I've been looking over the parts drawings, and I have found a few parts that are going to be quite a challenge to make. I have some ideas for moving forward. But as you point out, even those parts will best be made quite a bit larger first time around just to work out the manufacturing details.
The biggest problem I see is not the complexity of the parts, but their extremely small size. Some of these shafts are only 2 mm in diameter with a ton of complex features milled into them. Talk about the size of machines. We need a milling machine small enough to sit on the stage of a microscope just so we can look through the microscope to do the milling.
The smallness of the parts may become the nemesis that slays the project. These parts are seriously TINY!
Even the mini lathe I suggested for Racer is going to be a mammoth compared to these tiny parts.
I may have gotten myself into something far smaller than I can deal with.

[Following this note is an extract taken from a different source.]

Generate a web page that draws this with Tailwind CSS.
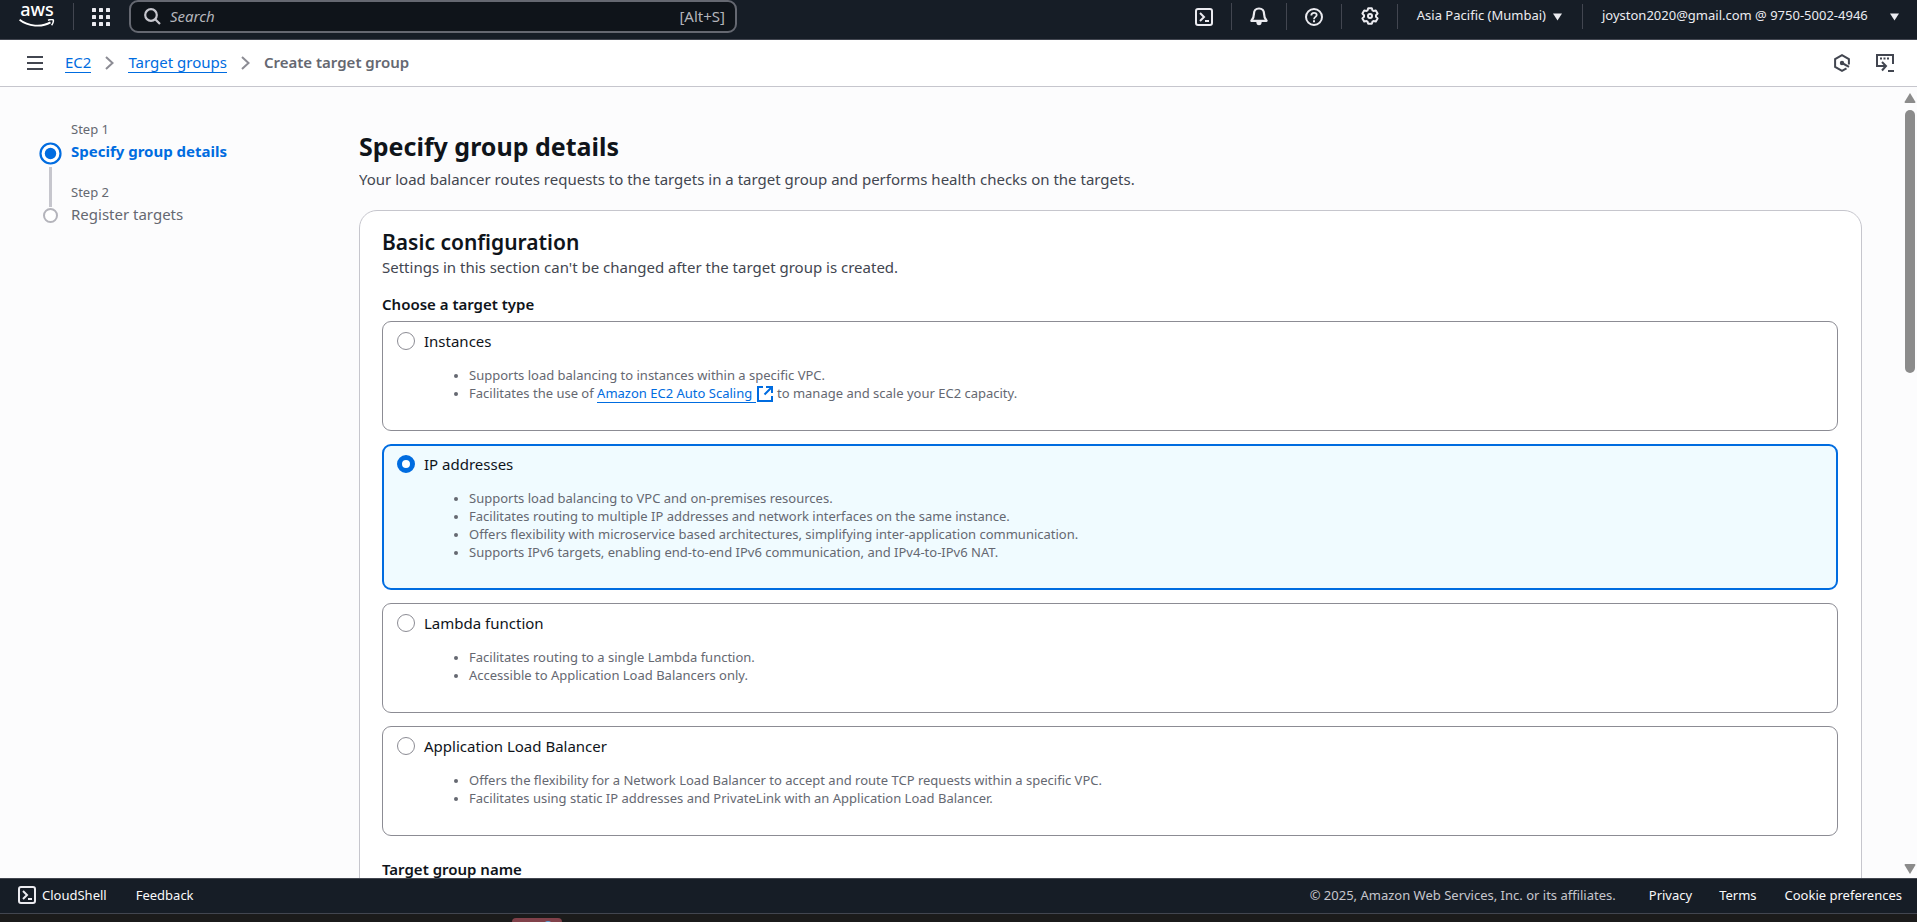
<!DOCTYPE html>
<html lang="en">
<head>
<meta charset="utf-8">
<meta name="viewport" content="width=device-width, initial-scale=1">
<title>Create target group | EC2</title>
<script src="https://cdn.jsdelivr.net/npm/@tailwindcss/browser@4"></script>
</head>
<body class="flex h-screen flex-col overflow-hidden bg-[#1b1b1b] font-['Noto_Sans','Open_Sans',sans-serif] text-[15px] leading-[22px] text-[#0f141a]">

<!-- Global navigation -->
<header class="flex h-10 shrink-0 items-start border-b border-[#424650] bg-[#161d26] text-[#ebebf0]">
  <a href="#" aria-label="AWS home" class="ml-[19px] mt-[2px] flex w-9 flex-col items-center text-white">
    <span class="h-[17px] text-[18px] leading-[15px] font-medium">aws</span>
    <svg class="h-2 w-9" viewBox="0 0 36 8" fill="none" aria-hidden="true"><path d="M.6.8C9 7.600 23 8.400 31.500 3.400" stroke="#fff" stroke-width="1.800"/><path d="M29 1.300c2-1.100 4.600-1 5.200-.4.500.7 0 3.500-1.600 5.300" stroke="#fff" stroke-width="1.500"/></svg>
  </a>
  <span class="ml-[18px] mt-[3px] h-[27px] w-px bg-[#424650]"></span>
  <button aria-label="Services" class="ml-[18px] mt-2">
    <svg class="size-[18px]" viewBox="0 0 18 18" fill="#ebebf0"><rect width="4" height="4" rx=".6"/><rect x="7" width="4" height="4" rx=".6"/><rect x="14" width="4" height="4" rx=".6"/><rect y="7" width="4" height="4" rx=".6"/><rect x="7" y="7" width="4" height="4" rx=".6"/><rect x="14" y="7" width="4" height="4" rx=".6"/><rect y="14" width="4" height="4" rx=".6"/><rect x="7" y="14" width="4" height="4" rx=".6"/><rect x="14" y="14" width="4" height="4" rx=".6"/></svg>
  </button>
  <label class="ml-[19px] flex h-[33px] w-[608px] items-center rounded-[9px] border-2 border-[#656871] bg-[#0f141a] pb-px pl-[13px] pr-[10px] text-[#b4b4bb]">
    <svg class="size-[17px]" viewBox="0 0 17 17" fill="none" stroke="#c6c6cd" stroke-width="2.200" aria-hidden="true"><circle cx="7" cy="7" r="5.800"/><path d="M11 11l5 5"/></svg>
    <input type="text" aria-label="Search" placeholder="Search" class="ml-[9px] min-w-0 flex-1 bg-transparent outline-none placeholder:italic placeholder:text-[#b4b4bb]">
    <span>[Alt+S]</span>
  </label>
  <nav class="ml-auto flex items-start text-[13px] leading-[26px]">
    <button aria-label="CloudShell" class="mt-2">
      <svg class="size-[18px]" viewBox="0 0 18 18" fill="none" stroke="#ebebf0" stroke-width="2"><rect x="1" y="1" width="16" height="16" rx="2"/><path d="M5 5l4 4-4 4M10 13h4"/></svg>
    </button>
    <span class="ml-[18px] mt-[3px] h-[27px] w-px bg-[#424650]"></span>
    <button aria-label="Notifications" class="ml-[18px] mt-[7px]">
      <svg class="h-[19px] w-[18px]" viewBox="0 0 18 19" fill="none" stroke="#ebebf0" stroke-width="2.200" stroke-linejoin="round"><path d="M9 1.500C5.600 1.500 4 4 4 6.500c0 3.800-.7 5-2.600 7.300h15.200C14.700 11.500 14 10.300 14 6.500c0-2.500-1.600-5-5-5z"/><path d="M6.300 15h5.400c0 2-1 3.300-2.700 3.300S6.300 17 6.300 15z" fill="#ebebf0" stroke="none"/></svg>
    </button>
    <span class="ml-[18px] mt-[3px] h-[27px] w-px bg-[#424650]"></span>
    <button aria-label="Support" class="ml-[18px] mt-2">
      <svg class="size-[18px]" viewBox="0 0 18 18" fill="none" stroke="#ebebf0" stroke-width="2"><circle cx="9" cy="9" r="8"/><path d="M6.300 7.400C6.300 5.700 7.400 4.800 9 4.800s2.700.9 2.700 2.300C11.700 8.800 9 9 9 11.200" stroke-width="1.800"/><path d="M9 12.200v2"/></svg>
    </button>
    <span class="ml-[18px] mt-1 h-[25px] w-px bg-[#424650]"></span>
    <button aria-label="Settings" class="ml-[19px] mt-[7px]">
      <svg class="size-[18px]" viewBox="0 0 18 18" fill="none" stroke="#ebebf0" stroke-width="2" stroke-linejoin="round"><path d="M7.200 1.200h3.600l.7 2.200 1 .6 2.300-.5 1.800 3.100L15 8.300v1.400l1.600 1.700-1.800 3.100-2.300-.5-1 .6-.7 2.200H7.200l-.7-2.200-1-.6-2.300.5-1.800-3.100L3 9.700V8.300L1.400 6.600l1.800-3.100 2.300.5 1-.6z"/><circle cx="9" cy="9" r="2"/></svg>
    </button>
    <span class="ml-[18px] mt-1 h-[25px] w-px bg-[#424650]"></span>
    <button class="ml-[19px] mt-[2px] flex items-center gap-[7px]">Asia Pacific (Mumbai)
      <svg class="mt-[3px] h-2 w-[9px]" viewBox="0 0 9 8" fill="#ebebf0"><path d="M0 .5h9L4.500 7.500z"/></svg>
    </button>
    <span class="ml-[20px] mt-1 h-[25px] w-px bg-[#424650]"></span>
    <button class="ml-[19px] mr-[18px] mt-[2px] flex min-w-[297px] items-center justify-between gap-[7px]">joyston2020@gmail.com @ 9750-5002-4946
      <svg class="mt-[3px] h-2 w-[9px]" viewBox="0 0 9 8" fill="#ebebf0"><path d="M0 .5h9L4.500 7.500z"/></svg>
    </button>
  </nav>
</header>

<!-- Breadcrumbs -->
<div class="flex h-[47px] shrink-0 items-center border-b border-[#c6c6cd] bg-white pb-px pl-[27px] pr-[23px]">
  <button aria-label="Open navigation"><svg class="h-[14px] w-4" viewBox="0 0 16 14" stroke="#424650" stroke-width="2"><path d="M0 1h16M0 7h16M0 13h16"/></svg></button>
  <nav aria-label="Breadcrumbs" class="ml-[22px] flex items-center gap-[14px]">
    <a href="#" class="border-b border-[#006ce0] leading-[20px] text-[#006ce0]">EC2</a>
    <svg class="h-[14px] w-[9px]" viewBox="0 0 9 14" fill="none" stroke="#8c8c94" stroke-width="2" aria-hidden="true"><path d="M1 1l6.500 6L1 13"/></svg>
    <a href="#" class="border-b border-[#006ce0] leading-[20px] text-[#006ce0]">Target groups</a>
    <svg class="h-[14px] w-[9px]" viewBox="0 0 9 14" fill="none" stroke="#8c8c94" stroke-width="2" aria-hidden="true"><path d="M1 1l6.500 6L1 13"/></svg>
    <span aria-current="page" class="leading-[21px] font-semibold text-[#656871]">Create target group</span>
  </nav>
  <div class="ml-auto flex items-center gap-[26px]">
    <button aria-label="Amazon Q"><svg class="h-[18px] w-4" viewBox="0 0 16 18" fill="none" stroke="#424650" stroke-width="2"><path d="M14.900 10.500V5.100L8 1.200 1.100 5.100v7.800L8 16.800l4.500-2.500"/><circle cx="8" cy="9" r="2.200" fill="#424650" stroke="none"/><path d="M8 9l7 3.800"/></svg></button>
    <button aria-label="Open in CloudShell"><svg class="size-[18px]" viewBox="0 0 18 18" fill="none" stroke="#424650" stroke-width="2"><path d="M4 12H1V1h16v9"/><path d="M4 4.500h2M7.500 4.500h2M11 4.500h2"/><path d="M4 12h6M6 8l4 4-4 4.500M12 17h6"/></svg></button>
  </div>
</div>

<!-- Page body -->
<div class="flex min-h-0 flex-1 bg-[#fcfcfd]">
  <aside class="w-[359px] shrink-0 pl-[39px] pt-[32px]">
    <ol>
      <li class="flex gap-[9px]">
        <div class="flex w-[23px] flex-col items-center pt-[23px]">
          <svg class="size-[23px]" viewBox="0 0 23 23" aria-hidden="true"><circle cx="11.500" cy="11.500" r="10" fill="#fff" stroke="#006ce0" stroke-width="2.200"/><circle cx="11.500" cy="11.500" r="5.700" fill="#006ce0"/></svg>
          <span class="mt-[2px] h-[40px] w-[3px] bg-[#c6c6cd]"></span>
        </div>
        <div>
          <div class="text-[13px] leading-5 text-[#656871]">Step 1</div>
          <a href="#" aria-current="step" class="block leading-[24px] font-bold text-[#006ce0]">Specify group details</a>
          <div class="mt-[19px] text-[13px] leading-5 text-[#656871]">Step 2</div>
        </div>
      </li>
      <li class="-mt-[6px] flex items-center gap-[9px]">
        <span class="flex w-[23px] justify-center pt-[3px]"><span class="size-[15px] rounded-full border-2 border-[#b4b4bb] bg-white"></span></span>
        <span class="leading-[26px] text-[#656871]">Register targets</span>
      </li>
    </ol>
  </aside>

  <main class="min-w-0 flex-1 overflow-hidden pr-[41px] pt-[42px]">
    <h1 class="text-[25px] leading-[34px] font-bold">Specify group details</h1>
    <p class="mt-[5px] text-[#424650]">Your load balancer routes requests to the targets in a target group and performs health checks on the targets.</p>

    <section class="mt-5 rounded-[18px] border border-[#c6c6cd] bg-white pb-8 pl-[22px] pr-[23px] pt-[17px]">
      <h2 class="text-[21px] leading-[28px] font-semibold">Basic configuration</h2>
      <p class="text-[#424650]">Settings in this section can't be changed after the target group is created.</p>

      <fieldset class="mt-[15px] min-w-0">
        <legend class="mb-[6px] leading-[22px] font-semibold">Choose a target type</legend>
        <div class="flex flex-col gap-[13px]">
          <div class="rounded-[9px] border border-[#8c8c94] px-[14px] pb-[28px] pt-[8px]">
            <label class="flex items-center gap-[9px]"><input type="radio" name="type" class="size-[18px] appearance-none rounded-full border border-[#8c8c94] bg-white checked:border-[5px] checked:border-[#006ce0]">Instances</label>
            <ul class="mt-[14px] list-disc pl-[72px] text-[13px] leading-[18px] text-[#656871] marker:text-[11px]">
              <li>Supports load balancing to instances within a specific VPC.</li>
              <li>Facilitates the use of <a href="#" class="border-b border-[#006ce0] text-[#006ce0]">Amazon EC2 Auto Scaling </a><svg class="mx-px inline-block size-4 align-[-4px]" viewBox="0 0 16 16" fill="none" stroke="#006ce0" stroke-width="2" aria-label="Opens in new tab"><path d="M6 1H1v14h14v-5M9 1h6v6M15 1L7.500 8.500"/></svg> to manage and scale your EC2 capacity.</li>
            </ul>
          </div>
          <div class="rounded-[9px] border-2 border-[#006ce0] bg-[#f0fbff] px-[13px] pb-[27px] pt-[7px]">
            <label class="flex items-center gap-[9px]"><input type="radio" name="type" checked class="size-[18px] appearance-none rounded-full border border-[#8c8c94] bg-white checked:border-[5px] checked:border-[#006ce0]">IP addresses</label>
            <ul class="mt-[14px] list-disc pl-[72px] text-[13px] leading-[18px] text-[#656871] marker:text-[11px]">
              <li>Supports load balancing to VPC and on-premises resources.</li>
              <li>Facilitates routing to multiple IP addresses and network interfaces on the same instance.</li>
              <li>Offers flexibility with microservice based architectures, simplifying inter-application communication.</li>
              <li>Supports IPv6 targets, enabling end-to-end IPv6 communication, and IPv4-to-IPv6 NAT.</li>
            </ul>
          </div>
          <div class="rounded-[9px] border border-[#8c8c94] px-[14px] pb-[28px] pt-[8px]">
            <label class="flex items-center gap-[9px]"><input type="radio" name="type" class="size-[18px] appearance-none rounded-full border border-[#8c8c94] bg-white checked:border-[5px] checked:border-[#006ce0]">Lambda function</label>
            <ul class="mt-[14px] list-disc pl-[72px] text-[13px] leading-[18px] text-[#656871] marker:text-[11px]">
              <li>Facilitates routing to a single Lambda function.</li>
              <li>Accessible to Application Load Balancers only.</li>
            </ul>
          </div>
          <div class="rounded-[9px] border border-[#8c8c94] px-[14px] pb-[28px] pt-[8px]">
            <label class="flex items-center gap-[9px]"><input type="radio" name="type" class="size-[18px] appearance-none rounded-full border border-[#8c8c94] bg-white checked:border-[5px] checked:border-[#006ce0]">Application Load Balancer</label>
            <ul class="mt-[14px] list-disc pl-[72px] text-[13px] leading-[18px] text-[#656871] marker:text-[11px]">
              <li>Offers the flexibility for a Network Load Balancer to accept and route TCP requests within a specific VPC.</li>
              <li>Facilitates using static IP addresses and PrivateLink with an Application Load Balancer.</li>
            </ul>
          </div>
        </div>
      </fieldset>
      <h3 class="mt-[22px] font-semibold">Target group name</h3>
    </section>
  </main>

  <!-- Scroll bar -->
  <div class="flex w-[14px] shrink-0 flex-col items-center pb-1 pt-[6px]" aria-hidden="true">
    <svg class="h-[10px] w-3" viewBox="0 0 12 10" fill="#8b8b8b"><path d="M6 0l5.500 9q0 1-1 1h-9q-1 0-1-1z"/></svg>
    <span class="mt-[7px] h-[263px] w-[10px] rounded-full bg-[#8b8b8b]"></span>
    <svg class="mt-auto h-[10px] w-3" viewBox="0 0 12 10" fill="#8b8b8b"><path d="M6 10L.5 1q0-1 1-1h9q1 0 1 1z"/></svg>
  </div>
</div>

<!-- Footer -->
<footer class="flex h-[36px] shrink-0 items-center border-y border-[#424650] bg-[#161d26] pb-[2px] pl-[18px] pr-[15px] text-[13px] text-[#f9f9fa]">
  <button class="flex items-center gap-[6px]"><svg class="size-[18px]" viewBox="0 0 18 18" fill="none" stroke="#ebebf0" stroke-width="2" aria-hidden="true"><rect x="1" y="1" width="16" height="16" rx="2"/><path d="M5 5l4 4-4 4M10 13h4"/></svg>CloudShell</button>
  <button class="ml-[29px]">Feedback</button>
  <span class="ml-auto text-[#c6c6cd]">© 2025, Amazon Web Services, Inc. or its affiliates.</span>
  <a href="#" class="ml-[33px]">Privacy</a>
  <a href="#" class="ml-[27px]">Terms</a>
  <button class="ml-[28px]">Cookie preferences</button>
</footer>

<!-- Top edge of the desktop taskbar -->
<div class="flex h-2 shrink-0 items-end overflow-hidden bg-[#1b1b1b] pl-[512px]" aria-hidden="true">
  <div class="flex h-1 w-[50px] justify-center overflow-hidden rounded-t-[4px] bg-[#80414a] pl-[22px]"><span class="mt-[3px] size-2 rounded-full bg-[#5ba3d9]"></span></div>
</div>
</body>
</html>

The complexity of the parts doesn't bother me. But the extremely small size does. These parts are formidably teensie weensie.
Have you seen mathue wandle on youtube?i think his chanel is called wooden gears, he's for sure quite an interesting charector and maybe sometimes does things the hardest way possible but he does from time to time do some interesting things,
He makes a lot of gears using a bandsaw and as u say the tolerances go down (or at least become more managable) 1% of a mm is tiny but 1% of 20cm is actualy mesurable by an average person. (Just)
Ive been doing some practice parts of a small nature and getting things to all match up nice can be quite some work, even figuring out how to hold parts so small can be dificult. I have been using the super glue to a piece of aluminium plate method a bit and other work holding methods that are good for small parts.